> [Exercise goal]: Take each line that has the word "this" and return it.

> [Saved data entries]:
╔══

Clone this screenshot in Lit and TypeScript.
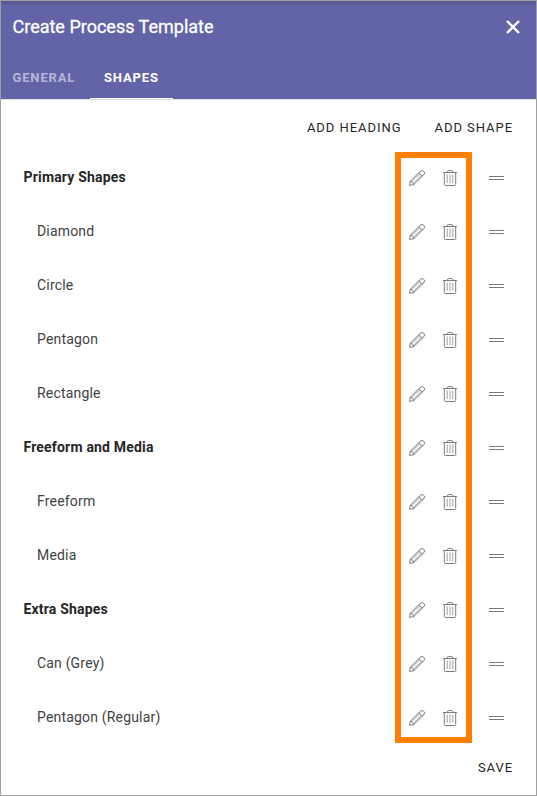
import { LitElement, html, css } from "lit";
import { customElement, state } from "lit/decorators.js";
import { classMap } from "lit/directives/class-map.js";

interface Row {
  name: string;
  heading?: boolean;
}

const ROWS: Row[] = [
  { name: "Primary Shapes", heading: true },
  { name: "Diamond" },
  { name: "Circle" },
  { name: "Pentagon" },
  { name: "Rectangle" },
  { name: "Freeform and Media", heading: true },
  { name: "Freeform" },
  { name: "Media" },
  { name: "Extra Shapes", heading: true },
  { name: "Can (Grey)" },
  { name: "Pentagon (Regular)" },
];

const pencilIcon = html`<svg class="icon" width="18" height="18" viewBox="0 0 18 18">
  <path d="M1.5 16.4 L2.3 12.1 L12.5 2.1 Q14.2 0.8 15.8 2.3 Q17.3 3.9 16 5.6 L5.8 15.6 Z" />
  <path d="M2.3 12.1 L3.8 12.5 L4.2 13.8 L5.5 14.2 L5.8 15.6 M11.3 3.3 Q11.5 6.6 14.8 6.8" />
  <path class="fine" d="M3.8 12.5 L11.6 4.8 M5.5 14.2 L13.3 6.5" />
</svg>`;

const trashIcon = html`<svg class="icon" width="14" height="18" viewBox="0 0 14 18">
  <path d="M0 3.5 H14 M4 3.3 Q4.3 1.5 5.8 1.5 H8.2 Q9.7 1.5 10 3.3" />
  <path d="M1.3 3.5 V15.5 Q1.3 16.5 2.3 16.5 H11.7 Q12.7 16.5 12.7 15.5 V3.5" />
  <path class="fine" d="M4.2 5.5 V14 M7 5.5 V14 M9.8 5.5 V14" />
</svg>`;

@customElement("app-root")
export class AppRoot extends LitElement {
  @state() private tab = "Shapes";

  static styles = css`
    :host {
      display: flex;
      flex-direction: column;
      box-sizing: border-box;
      width: 537px;
      height: 796px;
      border: 1px solid #a0a0a0;
      background: #fff;
      color: #262626;
      font-family: Roboto, sans-serif;
      overflow: hidden;
    }
    button {
      border: 0;
      padding: 0;
      margin: 0;
      background: none;
      color: inherit;
      font: inherit;
    }
    header {
      flex: none;
      height: 99px;
      box-sizing: border-box;
      background: linear-gradient(#56568f, #6264a7 5px);
      border-bottom: 1px solid #e1e1e6;
      color: #fff;
    }
    .title {
      display: flex;
      align-items: center;
      justify-content: space-between;
      height: 52px;
      padding: 0 16px 0 11.5px;
    }
    h1 {
      margin: 0;
      font-size: 18px;
      font-weight: 400;
      line-height: 24px;
      -webkit-text-stroke: 0.3px #fff;
    }
    .close {
      display: block;
      fill: none;
      stroke: #fff;
      stroke-width: 2.4;
    }
    .tabs {
      display: flex;
      height: 46px;
    }
    .tab {
      box-sizing: border-box;
      height: 46px;
      padding-top: 4px;
      border-bottom: 1px solid transparent;
      font-size: 13px;
      line-height: 15px;
      font-weight: 700;
      letter-spacing: 0.85px;
      text-transform: uppercase;
      color: #b5b5d7;
      width: 89px;
      text-align: left;
      padding-left: 11.5px;
    }
    .tab.active {
      width: 83px;
      padding-left: 14px;
      color: #fff;
      border-bottom-color: #fff;
    }
    .actions {
      display: flex;
      flex: none;
      justify-content: flex-end;
      align-items: center;
      gap: 33px;
      height: 50px;
      padding: 4px 23px 0 0;
      box-sizing: border-box;
      font-size: 13px;
      letter-spacing: 0.95px;
      text-transform: uppercase;
    }
    .list {
      position: relative;
      flex: none;
    }
    .highlight {
      position: absolute;
      top: 2px;
      left: 394px;
      width: 77px;
      height: 591px;
      box-sizing: border-box;
      border: 6px solid #ff8000;
      pointer-events: none;
    }
    .row {
      display: flex;
      align-items: center;
      height: 54px;
      box-sizing: border-box;
      padding: 0 32px 0 36px;
    }
    .name {
      flex: 1;
      font-size: 14px;
      line-height: 20px;
      letter-spacing: 0.18px;
      color: #424242;
    }
    .row.heading {
      padding-left: 22.5px;
    }
    .heading .name {
      font-weight: 700;
      color: #262626;
    }
    .icon {
      display: block;
      flex: none;
      margin-top: 2px;
      fill: none;
      stroke: #7c7c7c;
      stroke-width: 1;
    }
    .fine {
      stroke: #a0a0a0;
    }
    .pencil {
      margin-right: 17px;
    }
    .trash {
      margin-right: 32px;
    }
    .grip {
      width: 15px;
      height: 4px;
      margin-top: 2px;
      box-sizing: border-box;
      border: solid #777;
      border-width: 1px 0;
    }
    .footer {
      height: 43px;
    }
  `;

  render() {
    return html`
      <header>
        <div class="title">
          <h1>Create Process Template</h1>
          <svg class="close" width="14" height="14" viewBox="0 0 14 14">
            <path d="M1 1 L13 13 M13 1 L1 13" />
          </svg>
        </div>
        <nav class="tabs">
          ${["General", "Shapes"].map(
            (t) => html`<button
              class=${classMap({ tab: true, active: t === this.tab })}
              @click=${() => (this.tab = t)}
            >${t}</button>`
          )}
        </nav>
      </header>
      <div class="actions">
        <span>Add heading</span>
        <span>Add shape</span>
      </div>
      <div class="list">
        ${ROWS.map(
          (r) => html`<div class=${classMap({ row: true, heading: !!r.heading })}>
            <span class="name">${r.name}</span>
            <button class="pencil" aria-label="Edit">${pencilIcon}</button>
            <button class="trash" aria-label="Delete">${trashIcon}</button>
            <span class="grip"></span>
          </div>`
        )}
        <div class="highlight"></div>
      </div>
      <div class="actions footer"><span>Save</span></div>
    `;
  }
}
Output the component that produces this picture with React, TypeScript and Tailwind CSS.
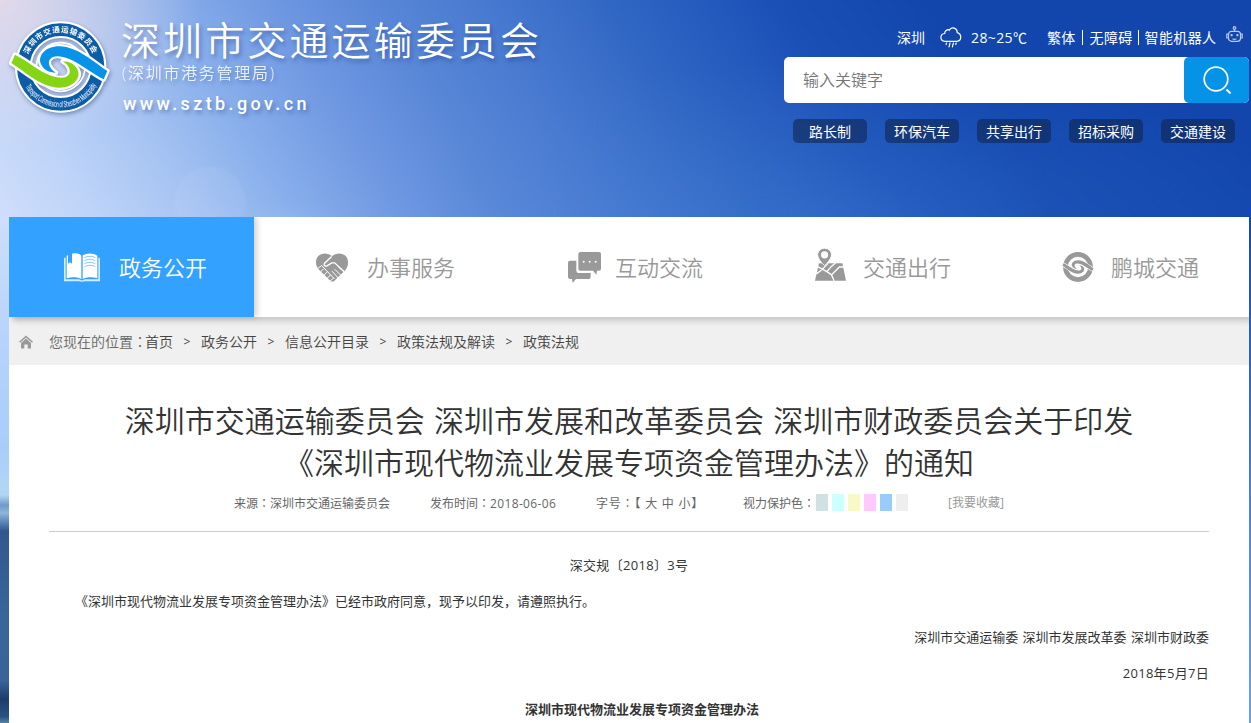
import type { ReactNode } from 'react';

interface NavItem {
    label: string;
    icon: ReactNode;
    offset: string;
}

const BookIcon = () => (
    <svg viewBox="0 0 108 86" className="w-9 h-[29px]">
        <path d="M0 14h5v64h40l9 4 9-4h40V14h5v70H64l-10 2-10-2H0z" fill="#fff" opacity=".8" />
        <path d="M8 8l4-2v26l6-5 6 5V2c10-3 22-1 28 5v71c-8-6-30-7-44-3z" fill="#fff" />
        <path d="M56 7C66-1 88-2 100 8v67c-14-4-36-3-44 3z" fill="#fff" />
        <path d="M61 14c10-6 24-6 33 0M61 23c10-6 24-6 33 0M61 32c10-6 24-6 33 0M61 41c10-6 24-6 33 0" fill="none" stroke="#33a1ff" strokeWidth="2.5" opacity=".75" />
    </svg>
);

const HeartIcon = () => (
    <svg viewBox="0 0 96 86" className="w-8 h-[29px]">
        <path d="M48 9C34-5 0-3 0 28c0 9 4 16 9 22l36 35h8l34-33c6-7 9-15 9-24C96-3 62-5 48 9z" fill="#999" />
        <path d="M47 10L25 31c-3 5 2 9 8 7l14-9h9l28 26" fill="none" stroke="#fff" strokeWidth="4" />
        <path d="M4 47l13-10 38 40M10 60l13-13M20 70l14-14M30 79l14-14M40 86l13-12M56 48l20 20M48 54l19 21M66 40l20 18" fill="none" stroke="#fff" strokeWidth="3" />
    </svg>
);

const ChatIcon = () => (
    <svg viewBox="0 0 99 93" className="w-[33px] h-[31px]">
        <path d="M37 0h56q6 0 6 6v44q0 6-6 6h-6l-2 12-10-12H37q-6 0-6-6V6q0-6 6-6z" fill="#999" />
        <path d="M6 26h19v30q0 7 7 7h36v12q0 6-6 6H24L14 93l-2-12H6q-6 0-6-6V32q0-6 6-6z" fill="#999" />
        <circle cx="47" cy="29" r="3" fill="#fff" />
        <circle cx="65" cy="29" r="3" fill="#fff" />
        <circle cx="83" cy="29" r="3" fill="#fff" />
    </svg>
);

const MapIcon = () => (
    <svg viewBox="0 0 94 99" className="w-[31px] h-[33px] -mt-[5px]">
        <path d="M12 46h71l11 53H0z" fill="#999" />
        <path d="M8 56l28 15M4 78l14-10 22-22M36 71l14 10 24-24h14M36 71l12-14 14-12M50 81l8 18" fill="none" stroke="#fff" strokeWidth="4" />
        <path d="M29 0C17 0 8 9 8 20c0 15 21 33 21 33s21-18 21-33C50 9 41 0 29 0z" fill="#999" stroke="#fff" strokeWidth="3" />
        <circle cx="29" cy="20" r="11" fill="#fff" />
    </svg>
);

// The two interlocking bands share one outline, turned by 180 degrees
const BAND = 'M30 134L19 159C66 190 108 231 162 233C205 234 229 203 218 180C211 163 194 154 173 154C190 164 199 181 192 193C183 208 158 205 135 196C98 181 66 152 30 134Z';

const SwirlIcon = () => (
    <svg viewBox="15 33 296 276" className="w-8 h-[30px]">
        <circle cx="163" cy="171" r="116" fill="none" stroke="#999" strokeWidth="44" />
        <g fill="#999" stroke="#fff" strokeWidth="12" paintOrder="stroke">
            <path d={BAND} />
            <path d={BAND} transform="rotate(180 163 171)" />
        </g>
    </svg>
);

const Emblem = () => (
    <svg viewBox="0 0 330 330" className="w-[110px] h-[110px] drop-shadow-[1px_2px_2px_rgba(30,60,120,0.45)]">
        <defs>
            <path id="arc-top" d="M63 171A104 104 0 0 1 271 171" />
            <path id="arc-bottom" d="M46 171A121 121 0 0 0 288 171" />
        </defs>
        <circle cx="167" cy="171" r="112" fill="none" stroke="#fff" strokeWidth="50" />
        <circle cx="167" cy="171" r="112" fill="none" stroke="#0d5ca8" strokeWidth="38" />
        <circle cx="167" cy="171" r="73" fill="none" stroke="#fff" strokeWidth="5" />
        <text fill="#fff" fontSize="23" fontWeight="700" letterSpacing="2" fontFamily="Noto Sans CJK SC, sans-serif">
            <textPath href="#arc-top" startOffset="50%" textAnchor="middle">深圳市交通运输委员会</textPath>
        </text>
        <text fill="#fff" fontSize="26" fontFamily="Liberation Sans Narrow, Liberation Sans, sans-serif" textLength="262" lengthAdjust="spacingAndGlyphs">
            <textPath href="#arc-bottom" startOffset="16%" textLength="262" lengthAdjust="spacingAndGlyphs">
                Transport Commission of Shenzhen Municipality
            </textPath>
        </text>
        <path d={BAND} fill="#86d416" stroke="#fff" strokeWidth="14" strokeLinejoin="round" paintOrder="stroke" />
        <path d={BAND} transform="rotate(180 163 171)" fill="#0893e8" stroke="#fff" strokeWidth="14" strokeLinejoin="round" paintOrder="stroke" />
    </svg>
);

const CloudIcon = () => (
    <svg viewBox="0 0 22 21" className="w-[22px] h-[21px]" fill="none" stroke="#fff" strokeWidth="1.2" strokeLinecap="round">
        <path d="M5 14.3C-.4 14-.4 7 4.700 6.500C4.600 2.800 8.600 2.200 9.200 3.300C11.500-.8 17.400.8 17.200 5.600C22.300 7 21.600 14 17 14.300Z" />
        <path d="M6.600 16l-.5 1.500M10 16l-1 3.800M13.400 16l-1 3.800M16.200 16l-.5 1.500" />
    </svg>
);

const RobotIcon = () => (
    <svg viewBox="0 0 17 17" className="w-[17px] h-[17px]" fill="none" stroke="#b9c9ea" strokeWidth="1.2">
        <circle cx="8.500" cy="2" r="1.300" />
        <path d="M8.500 3.300v2" />
        <rect x="2.500" y="5.300" width="12" height="10" rx="3" />
        <path d="M2.500 8H.8v4h1.700M14.500 8h1.700v4h-1.700M6.500 12.800q2 1.200 4 0" />
        <path d="M5.600 8v2.300M11.400 8v2.300" strokeWidth="1.900" />
    </svg>
);

const HomeIcon = () => (
    <svg viewBox="0 0 14 14" className="w-3.5 h-3.5">
        <path d="M0 6.800L7 .5l7 6.300-1 .9-6-5.300-6 5.300z" fill="#999" />
        <path d="M2 8l5-4.500L12 8v5.500H8.700V9.500H5.300v4H2z" fill="#999" />
    </svg>
);

// Full-width colon set in the middle of its cell
const Colon = () => <span className="font-['Noto_Sans_CJK_TC',sans-serif]">：</span>;

const tags = ['路长制', '环保汽车', '共享出行', '招标采购', '交通建设'];

const navItems: NavItem[] = [
    { label: '政务公开', icon: <BookIcon />, offset: 'pl-[51px]' },
    { label: '办事服务', icon: <HeartIcon />, offset: 'pl-[53px]' },
    { label: '互动交流', icon: <ChatIcon />, offset: 'pl-[57px]' },
    { label: '交通出行', icon: <MapIcon />, offset: 'pl-[55px]' },
    { label: '鹏城交通', icon: <SwirlIcon />, offset: 'pl-[55px]' },
];

const crumbs = ['首页', '政务公开', '信息公开目录', '政策法规及解读', '政策法规'];

const swatches = ['bg-[#cfe1e0]', 'bg-[#ccffff]', 'bg-[#f9f9c5]', 'bg-[#ffc8ff]', 'bg-[#9bcbfb]', 'bg-[#eeeeee]'];

function Header() {
    return (
        <header className="h-[217px] flex justify-between overflow-hidden bg-[radial-gradient(ellipse_200px_150px_at_0px_0px,rgba(236,220,230,0.8),rgba(236,220,230,0)),radial-gradient(circle_at_210px_202px,rgba(255,255,255,0.05)_34px,rgba(255,255,255,0)_37px),radial-gradient(ellipse_60px_22px_at_288px_222px,rgba(150,200,242,0.25),rgba(150,200,242,0)),radial-gradient(ellipse_480px_170px_at_840px_230px,rgba(70,135,220,0.32),rgba(70,135,220,0)),linear-gradient(58deg,#cfdefb_0px,#bdd3f8_85px,#a5c3f2_170px,#88aeeb_254px,#7099e2_339px,#5b88d8_424px,#487ad0_520px,#2f65c3_640px,#1a50b6_776px,#1246ad_900px)]">
            <div className="flex pl-[5px] pt-[10px]">
                <Emblem />
                <div className="pl-[6px] text-white whitespace-nowrap [text-shadow:2px_3px_4px_rgba(20,50,120,0.4)]">
                    <div className="mt-[7px] text-[39px] leading-[46px] font-[350] tracking-[3.1px]">深圳市交通运输委员会</div>
                    <div className="pl-px text-[16px] leading-5 tracking-[1.7px] opacity-85 font-[350]">(深圳市港务管理局)</div>
                    <div className="mt-[9px] pl-[2px] text-[18px] leading-6 font-medium tracking-[3.4px] font-[Roboto,sans-serif]">www.sztb.gov.cn</div>
                </div>
            </div>
            <div className="w-[467px] pt-[23px] pr-[2px] text-white">
                <div className="flex items-center h-7 pl-[113px] text-[14px] whitespace-nowrap">
                    <span>深圳</span>
                    <span className="ml-[15px]"><CloudIcon /></span>
                    <span className="ml-[9px] w-[57px] tracking-[0.4px]">28~25℃</span>
                    <span className="ml-[19px] tracking-[0.3px]">繁体</span>
                    <span className="ml-[6px] w-px h-[15px] bg-white" />
                    <span className="ml-[7px] tracking-[0.3px]">无障碍</span>
                    <span className="ml-[5px] w-px h-[15px] bg-white" />
                    <span className="ml-[6px] tracking-[0.4px]">智能机器人</span>
                    <span className="ml-[9px] -mt-1.5"><RobotIcon /></span>
                </div>
                <div className="mt-[6px] h-[46px] flex rounded-[5px] bg-white">
                    <input
                        type="text"
                        placeholder="输入关键字"
                        className="flex-1 min-w-0 pl-[19px] text-[16px] text-[#333] placeholder:text-[#757575] font-[350] outline-none"
                    />
                    <button className="w-[65px] flex items-center justify-center rounded-[5px] bg-[#0593e8]">
                        <svg viewBox="0 0 28 28" className="w-7 h-7" fill="none" stroke="#fff" strokeWidth="1.7">
                            <circle cx="13" cy="13" r="11.800" />
                            <path d="M23.500 23.500l4 4" strokeWidth="2" />
                        </svg>
                    </button>
                </div>
                <div className="mt-4 pl-[9px] flex gap-[18px]">
                    {tags.map((tag) => (
                        <a key={tag} className="w-[74px] h-6 flex items-center justify-center rounded-[5px] bg-[#0f2650]/60 pt-px text-[14px] leading-none">
                            {tag}
                        </a>
                    ))}
                </div>
            </div>
        </header>
    );
}

function Nav() {
    return (
        <nav className="relative flex h-[100px] bg-white shadow-[4px_4px_6px_rgba(0,0,0,0.17)]">
            {navItems.map((item, index) => (
                <div key={item.label} className="w-[248px]">
                    <a
                        className={`h-[100px] w-[245px] flex items-center text-[22px] font-[350] ${index === 0
                            ? 'bg-[#33a1ff] text-white shadow-[3px_0_6px_rgba(0,0,0,0.18)]'
                            : 'text-[#999]'
                            }`}
                    >
                        <span className={`w-[110px] shrink-0 ${item.offset}`}>
                            <span className="w-11 flex justify-center">{item.icon}</span>
                        </span>
                        <span className="whitespace-nowrap leading-[30px]">{item.label}</span>
                    </a>
                </div>
            ))}
        </nav>
    );
}

function Breadcrumb() {
    return (
        <div className="h-12 flex items-center pl-[10px] pt-px bg-[#f0f0f0] text-[14px] text-[#444] font-[350] whitespace-nowrap">
            <HomeIcon />
            <span className="ml-4 w-24 text-[#666]">您现在的位置<Colon /></span>
            {crumbs.map((crumb, index) => (
                <span key={crumb} className="flex items-center">
                    {index > 0 && <span className="w-7 text-center text-[12px] font-medium">&gt;</span>}
                    {crumb}
                </span>
            ))}
        </div>
    );
}

function Article() {
    return (
        <main className="h-[358px] px-10 pt-[35px] bg-white text-[#333] overflow-hidden">
            <h1 className="text-center text-[30px] leading-[42px] font-[350] [word-spacing:1.5px] whitespace-nowrap">
                深圳市交通运输委员会 深圳市发展和改革委员会 深圳市财政委员会关于印发
                <br />
                《深圳市现代物流业发展专项资金管理办法》的通知
            </h1>
            <div className="h-12 pl-[185px] pt-[9px] flex border-b border-[#ccc] text-[12px] leading-[20px] text-[#666] whitespace-nowrap">
                <span className="w-[196px]">来源<Colon />深圳市交通运输委员会</span>
                <span className="w-[166px]">发布时间<Colon /><span className="tracking-[0.35px]">2018-06-06</span></span>
                <span className="w-[147px] tracking-[0.8px]">字号<Colon />【 大 中 小】</span>
                <span>视力保护色<Colon /></span>
                <span className="ml-px flex gap-1 pt-px">
                    {swatches.map((color) => (
                        <span key={color} className={`w-3 h-[17px] ${color}`} />
                    ))}
                </span>
                <span className="ml-10 text-[#999]">[我要收藏]</span>
            </div>
            <div className="pt-[15px] text-[13px] leading-9 whitespace-nowrap">
                <p className="text-center tracking-[0.3px]">深交规〔2018〕3号</p>
                <p className="pl-[26px]">《深圳市现代物流业发展专项资金管理办法》已经市政府同意，现予以印发，请遵照执行。</p>
                <p className="text-right [word-spacing:1px]">深圳市交通运输委 深圳市发展改革委 深圳市财政委</p>
                <p className="text-right tracking-[0.3px]">2018年5月7日</p>
                <p className="pl-[26px] text-center font-bold">深圳市现代物流业发展专项资金管理办法</p>
            </div>
        </main>
    );
}

export default function App() {
    return (
        <div className="w-[1251px] h-[723px] overflow-hidden font-['Open_Sans','Noto_Sans_CJK_SC',sans-serif]">
            <Header />
            <div className="grid grid-cols-[9px_1240px_2px]">
                <div className="bg-[linear-gradient(180deg,#cfdefb_0px,#b7d3fd_120px,#a9cdfa_230px,#b4d6f5_278px,#6f9bc8_288px,#8fb5da_296px,#5682b4_306px,#31588e_314px,#39659d_400px,#386499_464px,#1d3c6c_482px,#2a5382_500px,#5c84a6_506px)]" />
                <div className="relative overflow-hidden">
                    <Nav />
                    <Breadcrumb />
                    <Article />
                </div>
                <div className="bg-[linear-gradient(180deg,#1649b0_0px,#2f66c4_160px,#568ad8_330px,#6d9fe3_506px)]" />
            </div>
        </div>
    );
}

╚══

> [Finished exercise]:
Clone this screenshot in Lit and TypeScript.
              class=${classMap({ tab: true, active: t === this.tab })}
              @click=${() => (this.tab = t)}
Output the component that produces this picture with React, TypeScript and Tailwind CSS.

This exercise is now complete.